▶ Exercise task: Copy everything in the listing below word for word, apart from any images.

BEGIN Provided data

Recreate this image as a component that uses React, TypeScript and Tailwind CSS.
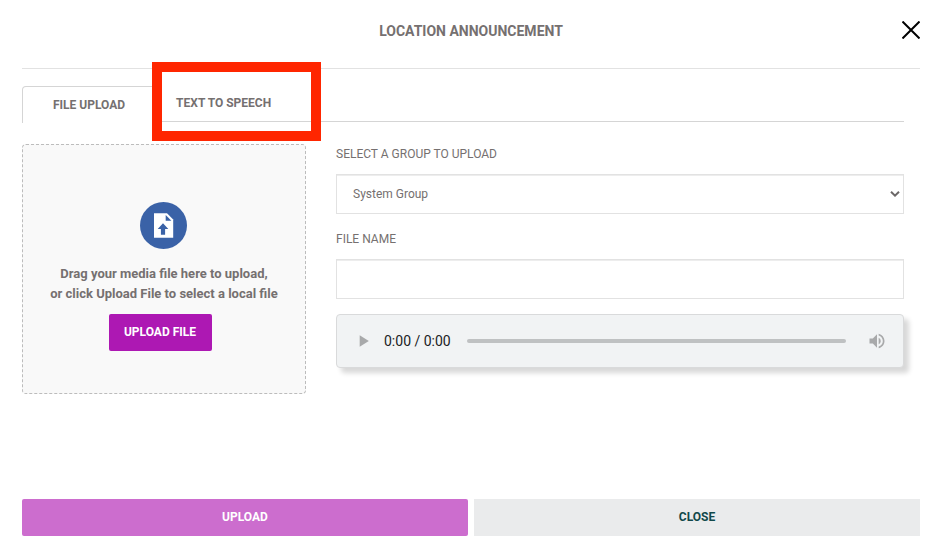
import { useState } from "react";
import { MdPlayArrow, MdVolumeUp } from "react-icons/md";

function Header() {
  return (
    <header className="flex h-[69px] items-start justify-between border-b border-[#e2e2e2] pt-[21px]">
      <span className="w-[18px]" />
      <h1 className="text-sm font-bold text-[#757070]">LOCATION ANNOUNCEMENT</h1>
      <button type="button" aria-label="Close dialog" className="h-[18px] w-[18px]">
        <svg viewBox="0 0 18 18" className="block h-full w-full" fill="none" stroke="#000" strokeWidth="2">
          <path d="M0.5 0.5 17.5 17.5M17.5 0.5 0.5 17.5" />
        </svg>
      </button>
    </header>
  );
}

function Tabs() {
  return (
    <div role="tablist" className="mt-[17px] flex h-9 border-b border-[#d5d5d5] text-xs font-bold text-[#757070]">
      <button
        type="button"
        role="tab"
        aria-selected="true"
        className="h-[37px] rounded-t border border-b-0 border-[#d5d5d5] bg-white px-[30px]"
      >
        FILE UPLOAD
      </button>
      <div className="relative flex">
        <button type="button" role="tab" aria-selected="false" className="h-[34px] px-5">
          TEXT TO SPEECH
        </button>
        <div className="pointer-events-none absolute -top-6 -left-1 h-[79px] w-[169px] border-10 border-[#ff2600]" />
      </div>
    </div>
  );
}

function DropZone() {
  return (
    <section className="flex h-[250px] w-[284px] shrink-0 flex-col items-center rounded border border-dashed border-[#bcbcbc] bg-[#f9f9f9] pt-[57px]">
      <svg viewBox="0 0 47 47" className="mr-px block h-[47px] w-[47px]">
        <circle cx="23.5" cy="23.5" r="23.5" fill="#3a62a7" />
        <path d="M14 11.2h13l6.2 6.2v18.4H14z" fill="#fff" />
        <path d="M25.7 13v5.7h5.7z" fill="#3a62a7" />
        <path d="M23 21.3 28.3 27h-3.2v5.7h-4.2V27h-3.2z" fill="#3a62a7" />
      </svg>
      <p className="mt-[15px] text-center text-[13px] leading-5 font-bold text-[#757070]">
        Drag your media file here to upload,
        <br />
        or click Upload File to select a local file
      </p>
      <button
        type="button"
        className="mt-[10px] mr-2 h-[37px] w-[103px] rounded-xs bg-[#ad18b3] pb-[2px] text-xs font-bold text-white"
      >
        UPLOAD FILE
      </button>
    </section>
  );
}

function AudioPlayer() {
  return (
    <div className="flex h-[54px] items-center rounded border border-[#d9dadb] bg-[#f1f3f4] px-4 shadow-[5px_5px_5px_#d8d8d8]">
      <button type="button" aria-label="Play" className="text-[#a8a9aa]">
        <MdPlayArrow size={20} />
      </button>
      <span className="ml-[11px] text-sm text-[#202124]">0:00 / 0:00</span>
      <input
        type="range"
        aria-label="Position"
        defaultValue={0}
        className="mx-4 h-1 min-w-0 flex-1 appearance-none rounded-full bg-[#bfc1c2] [&::-webkit-slider-thumb]:h-0 [&::-webkit-slider-thumb]:w-0 [&::-webkit-slider-thumb]:appearance-none"
      />
      <button type="button" aria-label="Mute" className="ml-[5px] text-[#a8a9aa]">
        <MdVolumeUp size={20} />
      </button>
    </div>
  );
}

function UploadForm() {
  const [name, setName] = useState("");
  return (
    <section className="min-w-0 flex-1 text-xs text-[#757070]">
      <label htmlFor="group" className="block leading-5">
        SELECT A GROUP TO UPLOAD
      </label>
      <div className="relative mt-[10px]">
        <select
          id="group"
          className="block h-10 w-full appearance-none border border-[#e2e2e2] bg-white px-4 pb-px shadow-[inset_0_1px_0_#ededed]"
        >
          <option>System Group</option>
        </select>
        <svg
          viewBox="0 0 10 6"
          className="pointer-events-none absolute top-[17px] right-1 h-[6px] w-[10px]"
          fill="none"
          stroke="#6b6767"
          strokeWidth="2"
        >
          <path d="M1 0.8 5 4.6 9 0.8" />
        </svg>
      </div>
      <label htmlFor="name" className="mt-[15px] block leading-5">
        FILE NAME
      </label>
      <input
        id="name"
        type="text"
        value={name}
        onChange={(e) => setName(e.target.value)}
        className="mt-[10px] mb-[15px] block h-10 w-full border border-[#e2e2e2] bg-white px-4 shadow-[inset_0_1px_0_#ededed]"
      />
      <AudioPlayer />
    </section>
  );
}

export default function App() {
  return (
    <main className="bg-white pr-[23px] pb-[18px] pl-[22px] font-[Roboto,sans-serif]">
      <Header />
      <div className="mr-4">
        <Tabs />
        <div className="mt-[22px] flex gap-[30px]">
          <DropZone />
          <UploadForm />
        </div>
      </div>
      <footer className="mt-[105px] grid grid-cols-2 gap-[6px] text-xs font-bold">
        <button type="button" className="h-[37px] rounded-xs bg-[#cc6dce] pb-[2px] text-white">
          UPLOAD
        </button>
        <button type="button" className="h-[37px] bg-[#eaebec] pb-[2px] text-[#11484a]">
          CLOSE
        </button>
      </footer>
    </main>
  );
}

END Provided data

▶ Answer for the task:
Recreate this image as a component that uses React, TypeScript and Tailwind CSS.
import { useState } from "react";
import { MdPlayArrow, MdVolumeUp } from "react-icons/md";

function Header() {
  return (
    <header className="flex h-[69px] items-start justify-between border-b border-[#e2e2e2] pt-[21px]">
      <span className="w-[18px]" />
      <h1 className="text-sm font-bold text-[#757070]">LOCATION ANNOUNCEMENT</h1>
      <button type="button" aria-label="Close dialog" className="h-[18px] w-[18px]">
        <svg viewBox="0 0 18 18" className="block h-full w-full" fill="none" stroke="#000" strokeWidth="2">
          <path d="M0.5 0.5 17.5 17.5M17.5 0.5 0.5 17.5" />
        </svg>
      </button>
    </header>
  );
}

function Tabs() {
  return (
    <div role="tablist" className="mt-[17px] flex h-9 border-b border-[#d5d5d5] text-xs font-bold text-[#757070]">
      <button
        type="button"
        role="tab"
        aria-selected="true"
        className="h-[37px] rounded-t border border-b-0 border-[#d5d5d5] bg-white px-[30px]"
      >
        FILE UPLOAD
      </button>
      <div className="relative flex">
        <button type="button" role="tab" aria-selected="false" className="h-[34px] px-5">
          TEXT TO SPEECH
        </button>
        <div className="pointer-events-none absolute -top-6 -left-1 h-[79px] w-[169px] border-10 border-[#ff2600]" />
      </div>
    </div>
  );
}

function DropZone() {
  return (
    <section className="flex h-[250px] w-[284px] shrink-0 flex-col items-center rounded border border-dashed border-[#bcbcbc] bg-[#f9f9f9] pt-[57px]">
      <svg viewBox="0 0 47 47" className="mr-px block h-[47px] w-[47px]">
        <circle cx="23.5" cy="23.5" r="23.5" fill="#3a62a7" />
        <path d="M14 11.2h13l6.2 6.2v18.4H14z" fill="#fff" />
        <path d="M25.7 13v5.7h5.7z" fill="#3a62a7" />
        <path d="M23 21.3 28.3 27h-3.2v5.7h-4.2V27h-3.2z" fill="#3a62a7" />
      </svg>
      <p className="mt-[15px] text-center text-[13px] leading-5 font-bold text-[#757070]">
        Drag your media file here to upload,
        <br />
        or click Upload File to select a local file
      </p>
      <button
        type="button"
        className="mt-[10px] mr-2 h-[37px] w-[103px] rounded-xs bg-[#ad18b3] pb-[2px] text-xs font-bold text-white"
      >
        UPLOAD FILE
      </button>
    </section>
  );
}

function AudioPlayer() {
  return (
    <div className="flex h-[54px] items-center rounded border border-[#d9dadb] bg-[#f1f3f4] px-4 shadow-[5px_5px_5px_#d8d8d8]">
      <button type="button" aria-label="Play" className="text-[#a8a9aa]">
        <MdPlayArrow size={20} />
      </button>
      <span className="ml-[11px] text-sm text-[#202124]">0:00 / 0:00</span>
      <input
        type="range"
        aria-label="Position"
        defaultValue={0}
        className="mx-4 h-1 min-w-0 flex-1 appearance-none rounded-full bg-[#bfc1c2] [&::-webkit-slider-thumb]:h-0 [&::-webkit-slider-thumb]:w-0 [&::-webkit-slider-thumb]:appearance-none"
      />
      <button type="button" aria-label="Mute" className="ml-[5px] text-[#a8a9aa]">
        <MdVolumeUp size={20} />
      </button>
    </div>
  );
}

function UploadForm() {
  const [name, setName] = useState("");
  return (
    <section className="min-w-0 flex-1 text-xs text-[#757070]">
      <label htmlFor="group" className="block leading-5">
        SELECT A GROUP TO UPLOAD
      </label>
      <div className="relative mt-[10px]">
        <select
          id="group"
          className="block h-10 w-full appearance-none border border-[#e2e2e2] bg-white px-4 pb-px shadow-[inset_0_1px_0_#ededed]"
        >
          <option>System Group</option>
        </select>
        <svg
          viewBox="0 0 10 6"
          className="pointer-events-none absolute top-[17px] right-1 h-[6px] w-[10px]"
          fill="none"
          stroke="#6b6767"
          strokeWidth="2"
        >
          <path d="M1 0.8 5 4.6 9 0.8" />
        </svg>
      </div>
      <label htmlFor="name" className="mt-[15px] block leading-5">
        FILE NAME
      </label>
      <input
        id="name"
        type="text"
        value={name}
        onChange={(e) => setName(e.target.value)}
        className="mt-[10px] mb-[15px] block h-10 w-full border border-[#e2e2e2] bg-white px-4 shadow-[inset_0_1px_0_#ededed]"
      />
      <AudioPlayer />
    </section>
  );
}

export default function App() {
  return (
    <main className="bg-white pr-[23px] pb-[18px] pl-[22px] font-[Roboto,sans-serif]">
      <Header />
      <div className="mr-4">
        <Tabs />
        <div className="mt-[22px] flex gap-[30px]">
          <DropZone />
          <UploadForm />
        </div>
      </div>
      <footer className="mt-[105px] grid grid-cols-2 gap-[6px] text-xs font-bold">
        <button type="button" className="h-[37px] rounded-xs bg-[#cc6dce] pb-[2px] text-white">
          UPLOAD
        </button>
        <button type="button" className="h-[37px] bg-[#eaebec] pb-[2px] text-[#11484a]">
          CLOSE
        </button>
      </footer>
    </main>
  );
}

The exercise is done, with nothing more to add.